City Manager Ray Towry said that the new plant could be constructed with built-in automation, but that requires up-front capital investment.

“We need to look at all this stuff, just to answer all those questions at some point in time. Whether next year or some time after that, we need to do a feasibility study.”

Steven Haney of Jacobs told the council that the skill sets necessary to operate the new plant will be different, “higher than current staffing, particularly with biosolids treatment processes.

“Potentially, it will take a higher skilled staff,” he said.

Mahler noted that OMI-Jacobs has “done a phenomenal job” and “found problems we, as the city, might not have found.”

In other action, the council:

Approved a floor plan that included some minor modifications

– Voted 4-3, with Briana, Goble and Gourley opposing, to change the way it bills water users by reducing the base charge and increasing the commodity charge. The move would save money for people who use less than 300 cubic feet of city water per month, but raise costs for those who exceed that amount.

The vote approved a resolution that would increase the commodity charge for residential customers, which essentially pays the city for storing and providing stored water, from $6.50 to $7.86 per 100 cubic feet.

Commercial rates for three-quarter-inch services are increasing from $5.95 to $7.78 per 100 cubic feet. For industrial users, the rate increases from $5.21 to $7.54 per 100 cubic feet .

The base charge decreases from $26.58 to $22.91 for three-quarter-inch water users – the standard pipe size for most customers – in all three categories.

The purpose for the change, city officials have said, is to stabilize the city’s utility fund. State law requires that all funds in a local government be either balanced or maintain a surplus. The rate change, officials say, ensures that revenue levels in the utility fund remain positive.

Goble asked staff what had been done to look into a proposal he made at the May 22 meeting that the city look at what it could do if it simply produced as much water as it was capable and priced it to meet expenses, potentially providing much more water to residents at a similar price.

“When is my question going to be answered,” he asked during last week’s discussion. “I realize this is time-sensitive, but I also feel like I’ve been put aside because this could create more questions.”

Towry responded that staff would be looking into the suggestion, and would try to get back to the council with a response next month.

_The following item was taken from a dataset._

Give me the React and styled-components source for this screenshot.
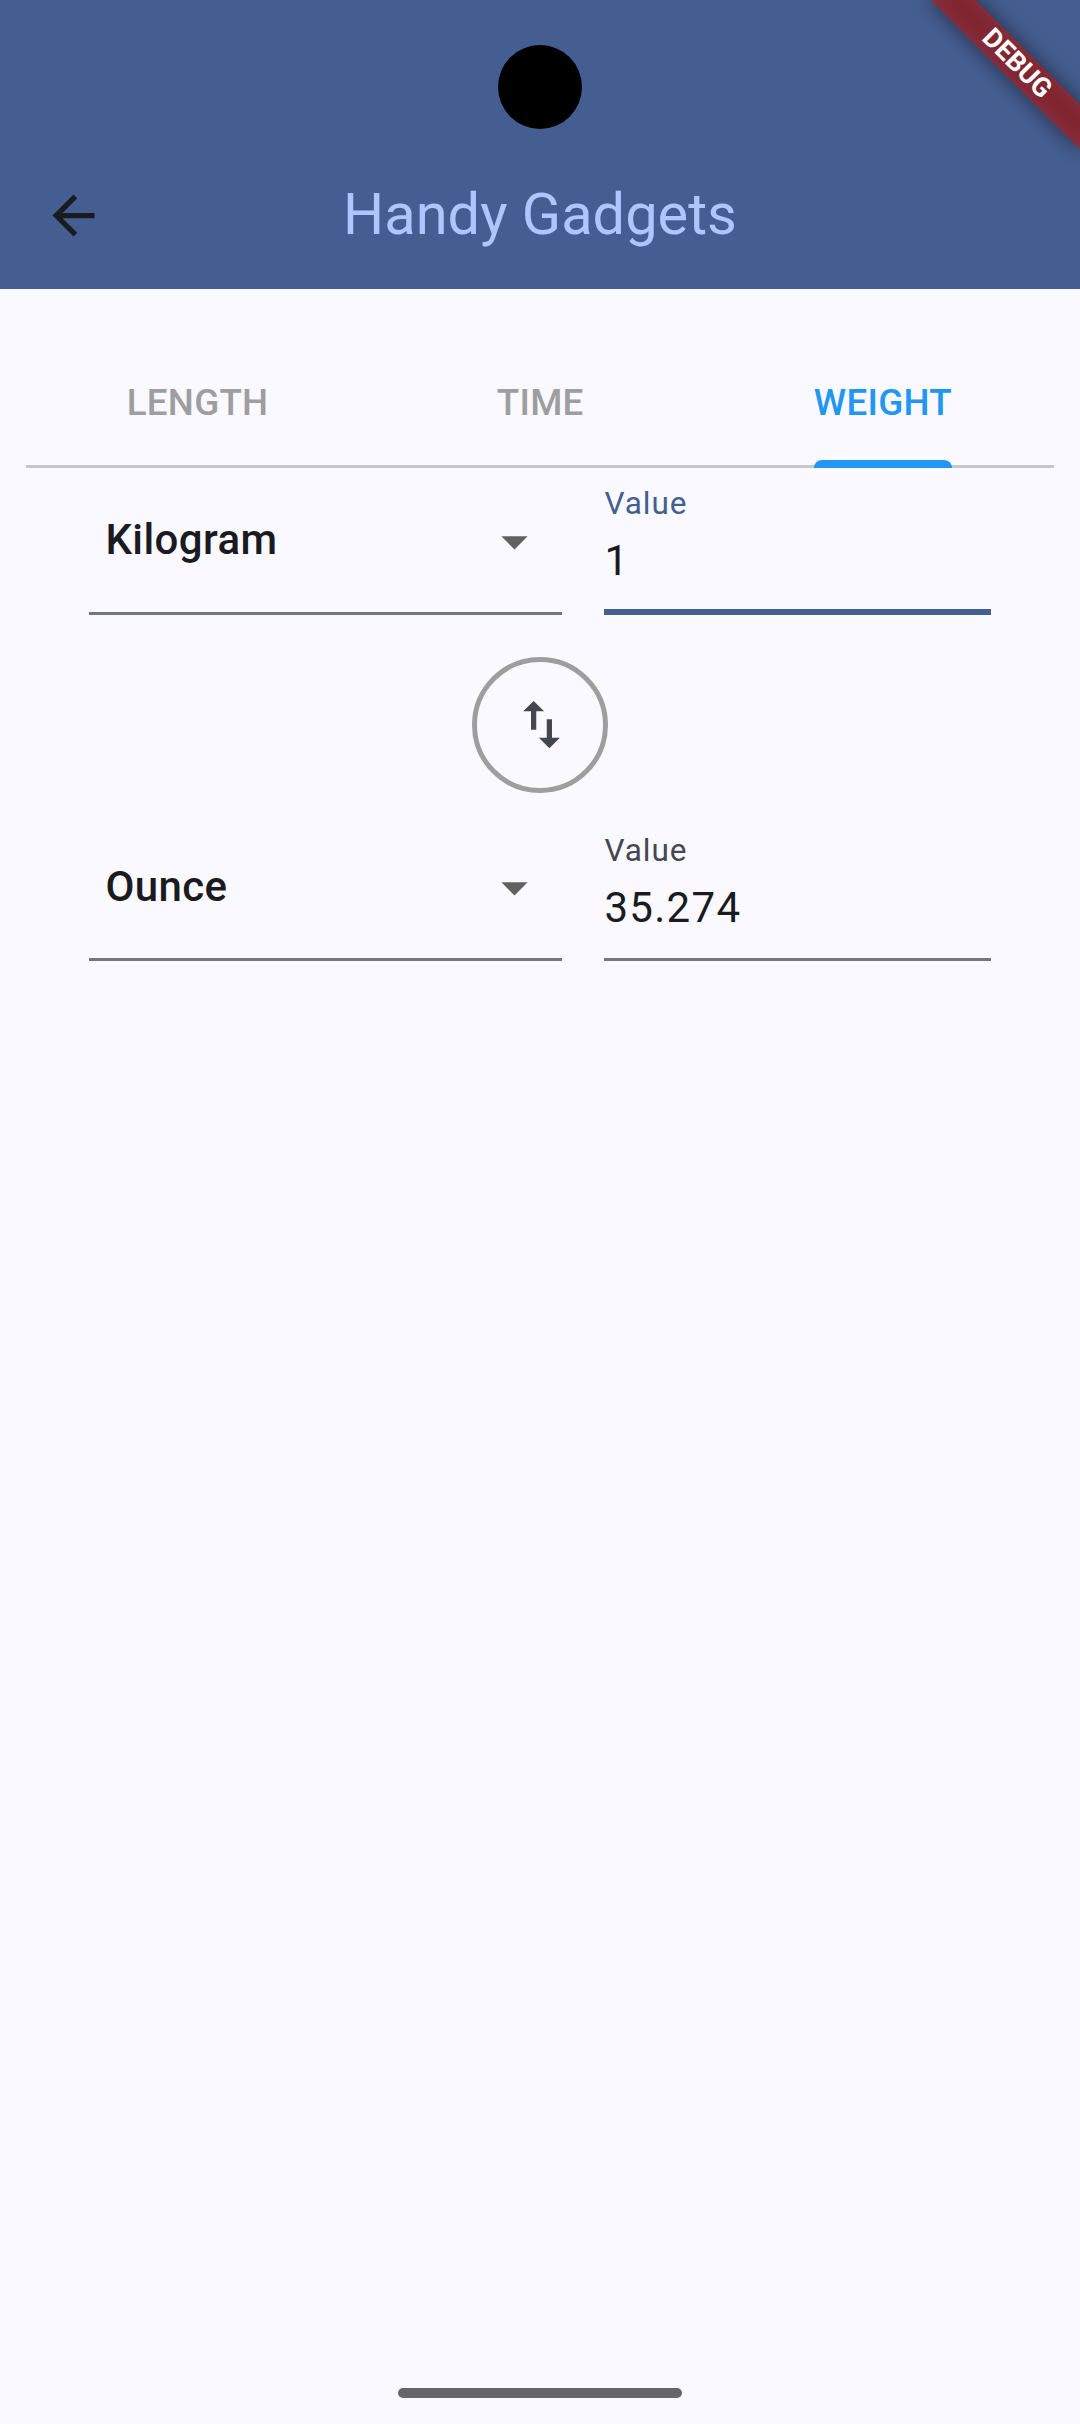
import React from "react";
import styled, { createGlobalStyle } from "styled-components";

const GlobalStyle = createGlobalStyle`
  * { box-sizing: border-box; }
  body { margin: 0; background: #faf9ff; }
`;

const Screen = styled.div`
  position: relative;
  display: flex;
  flex-direction: column;
  width: 1080px;
  height: 2424px;
  overflow: hidden;
  background: #faf9ff;
  color: #1a1b20;
  font-family: Roboto, "Liberation Sans", sans-serif;
`;

const Header = styled.header`
  display: flex;
  flex-direction: column;
  height: 289px;
  background: #445e91;
`;

const StatusBar = styled.div`
  display: flex;
  justify-content: center;
  height: 142px;
  padding-top: 44.6px;
  padding-right: 1px;
`;

const CameraCutout = styled.div`
  width: 84px;
  height: 84px;
  border-radius: 50%;
  background: #000;
`;

const Toolbar = styled.div`
  display: grid;
  grid-template-columns: 147px 1fr 147px;
  align-items: center;
  height: 147px;
`;

const BackButton = styled.button`
  display: flex;
  align-items: center;
  justify-content: center;
  height: 147px;
  padding: 0;
  border: 0;
  background: none;
  color: #1a1b20;
`;

const Title = styled.h1`
  margin: 0;
  padding-bottom: 3px;
  font-size: 57.75px;
  font-weight: 400;
  line-height: 68px;
  text-align: center;
  color: #adc6ff;
`;

const Ribbon = styled.div`
  position: absolute;
  left: 975px;
  top: 73.5px;
  width: 210px;
  height: 31.5px;
  transform: rotate(45deg);
  transform-origin: 105px -73.5px;
`;

const RibbonShadow = styled.div`
  position: absolute;
  inset: 0;
  background: rgba(0, 0, 0, 0.5);
  filter: blur(10.4px);
`;

const RibbonLabel = styled.div`
  position: absolute;
  inset: 0;
  background: rgba(183, 28, 28, 0.627);
  color: #fff;
  font-size: 26.775px;
  font-weight: 700;
  line-height: 30px;
  text-align: center;
`;

const Tabs = styled.nav`
  display: grid;
  grid-template-columns: repeat(3, 1fr);
  height: 126px;
  margin: 53px 26px 0;
  border-bottom: 3px solid #c4c6d0;
`;

const Tab = styled.div`
  display: flex;
  justify-content: center;
  padding-left: 0.5px;
  color: ${(p) => (p.$active ? "#2196f3" : "#9e9e9e")};
`;

const TabBody = styled.div`
  display: flex;
  flex-direction: column;
  justify-content: space-between;
  height: 126px;
`;

const TabText = styled.span`
  padding-top: 39px;
  font-size: 36.75px;
  font-weight: 500;
  line-height: 43px;
  letter-spacing: 0.26px;
`;

const Indicator = styled.span`
  height: 8px;
  border-radius: 8px 8px 0 0;
  background: ${(p) => (p.$active ? "#2196f3" : "transparent")};
`;

const Converter = styled.main`
  display: flex;
  flex-direction: column;
  align-items: center;
  flex: 1;
`;

const Row = styled.section`
  display: grid;
  grid-template-columns: 473px 387px;
  column-gap: 42px;
  width: 902px;
  height: 147px;
`;

const UnitSelect = styled.div`
  display: flex;
  align-items: flex-start;
  justify-content: space-between;
  padding: 0 16px 0 16.4px;
  border-bottom: 3px solid #74777f;
`;

const UnitName = styled.span`
  padding-top: ${(p) => (p.$focused ? 47 : 48)}px;
  font-size: 42px;
  font-weight: 500;
  line-height: 49px;
  letter-spacing: 0.39px;
`;

const Field = styled.label`
  display: flex;
  flex-direction: column;
  padding-left: 0.4px;
  padding-top: ${(p) => (p.$focused ? 17 : 18)}px;
  background: linear-gradient(currentColor, currentColor) bottom / 100% ${(p) => (p.$focused ? 6 : 3)}px no-repeat;
  color: ${(p) => (p.$focused ? "#445e91" : "#74777f")};
`;

const FieldLabel = styled.span`
  font-size: 31.5px;
  line-height: 37px;
  letter-spacing: 0.98px;
  color: ${(p) => (p.$focused ? "#445e91" : "#44474f")};
`;

const FieldValue = styled.span`
  padding-top: 14px;
  font-size: 42px;
  line-height: 49px;
  letter-spacing: 1.31px;
  color: #1a1b20;
`;

const SwapButton = styled.button`
  display: flex;
  align-items: center;
  justify-content: center;
  width: 136px;
  height: 136px;
  margin: 42px 0 21px;
  padding: 0 0 1px 2px;
  border: 5px solid #9e9e9e;
  border-radius: 50%;
  background: none;
  color: #44474f;
`;

const Footer = styled.footer`
  display: flex;
  justify-content: center;
  height: 36px;
`;

const HomeHandle = styled.div`
  width: 284px;
  height: 10px;
  border-radius: 5px;
  background: #666668;
`;

const Glyph = styled.svg`
  display: block;
  flex: none;
  width: 63px;
  height: 63px;
  fill: currentColor;
`;

const DropGlyph = styled(Glyph)`
  margin-top: 42.2px;
  color: #616161;
`;

const tabs = ["LENGTH", "TIME", "WEIGHT"];

function UnitRow({ unit, value, focused }) {
  return (
    <Row>
      <UnitSelect>
        <UnitName $focused={focused}>{unit}</UnitName>
        <DropGlyph viewBox="0 0 24 24">
          <path d="M7 10l5 5 5-5z" />
        </DropGlyph>
      </UnitSelect>
      <Field $focused={focused}>
        <FieldLabel $focused={focused}>Value</FieldLabel>
        <FieldValue>{value}</FieldValue>
      </Field>
    </Row>
  );
}

export default function App() {
  return (
    <Screen>
      <GlobalStyle />
      <Header>
        <StatusBar>
          <CameraCutout />
        </StatusBar>
        <Toolbar>
          <BackButton aria-label="Back">
            <Glyph viewBox="0 0 24 24">
              <path d="M20 11H7.83l5.59-5.59L12 4l-8 8 8 8 1.41-1.41L7.83 13H20v-2z" />
            </Glyph>
          </BackButton>
          <Title>Handy Gadgets</Title>
        </Toolbar>
      </Header>
      <Tabs>
        {tabs.map((name) => (
          <Tab key={name} $active={name === "WEIGHT"}>
            <TabBody>
              <TabText>{name}</TabText>
              <Indicator $active={name === "WEIGHT"} />
            </TabBody>
          </Tab>
        ))}
      </Tabs>
      <Converter>
        <UnitRow unit="Kilogram" value="1" focused />
        <SwapButton aria-label="Swap units">
          <Glyph viewBox="0 0 24 24">
            <path d="M16 17.01V10h-2v7.01h-3L15 21l4-3.99h-3zM9 3L5 6.99h3V14h2V6.99h3L9 3z" />
          </Glyph>
        </SwapButton>
        <UnitRow unit="Ounce" value="35.274" />
      </Converter>
      <Footer>
        <HomeHandle />
      </Footer>
      <Ribbon>
        <RibbonShadow />
        <RibbonLabel>DEBUG</RibbonLabel>
      </Ribbon>
    </Screen>
  );
}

– Voted 6-1, with Goble opposing, to create an associate planner position for the Planning Department.

Planning Director Jerry Sorte told the council that the city’s “robust” search for a planning service manager had generated one application, and that person “did not meet the minimal qualifications.”

Trask asked whether the wage scale the city was offering resulted in less interest.

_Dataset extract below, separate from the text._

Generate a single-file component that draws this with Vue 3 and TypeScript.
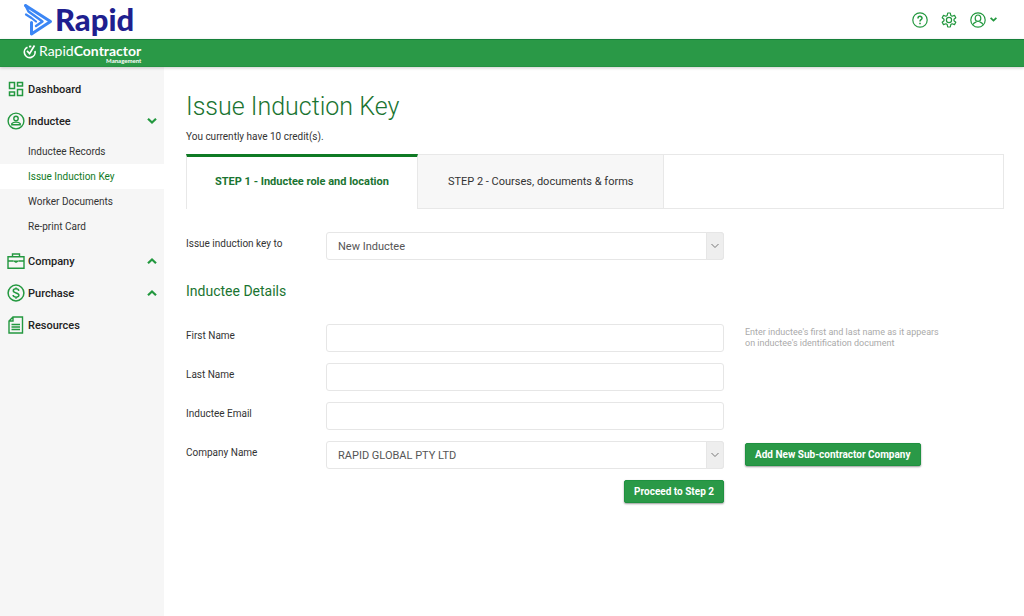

Sorte said that the pay may have been an issue, but he said it could have been timing or the city’s recruiting strategy.

He said he’d decided to take another tack, creating this mid-level position in which the successful applicant could be trained for the role they would need to play. The position would pay an entry-level salary of $4,092 a month to start.

Gerson asked about the four pages of duties listed in the packet councilors received at the meeting. Sorte acknowledged that there was a “long list of duties, but we are willing to train people.”

– Unanimously approved an administrative step to move the water utility fees the city collects into its fee schedule, which lists all other city fees for such services as land use processing, park and utility use, water service, passports, police reports, etc.

Towry said the move is an effort to make things easier for the public, who would then see a list of the fees and penalties the city charges all in one place.

“None of these fees are new, none increased. We’re just moving them from water resolution to the fee rates (schedule) so all the fees are together.”

– Agreed to move future City Council meetings from the annex behind City Hall to the conference room at the Police Department, 1950 Main St.

City staff told the council that since legal notices announcing the City Hall Annex as the location of meetings had already been published in the newspaper, the July 10 council meeting would need to be held in the annex.

They agreed that the first meeting at the Police Station would be held July 24.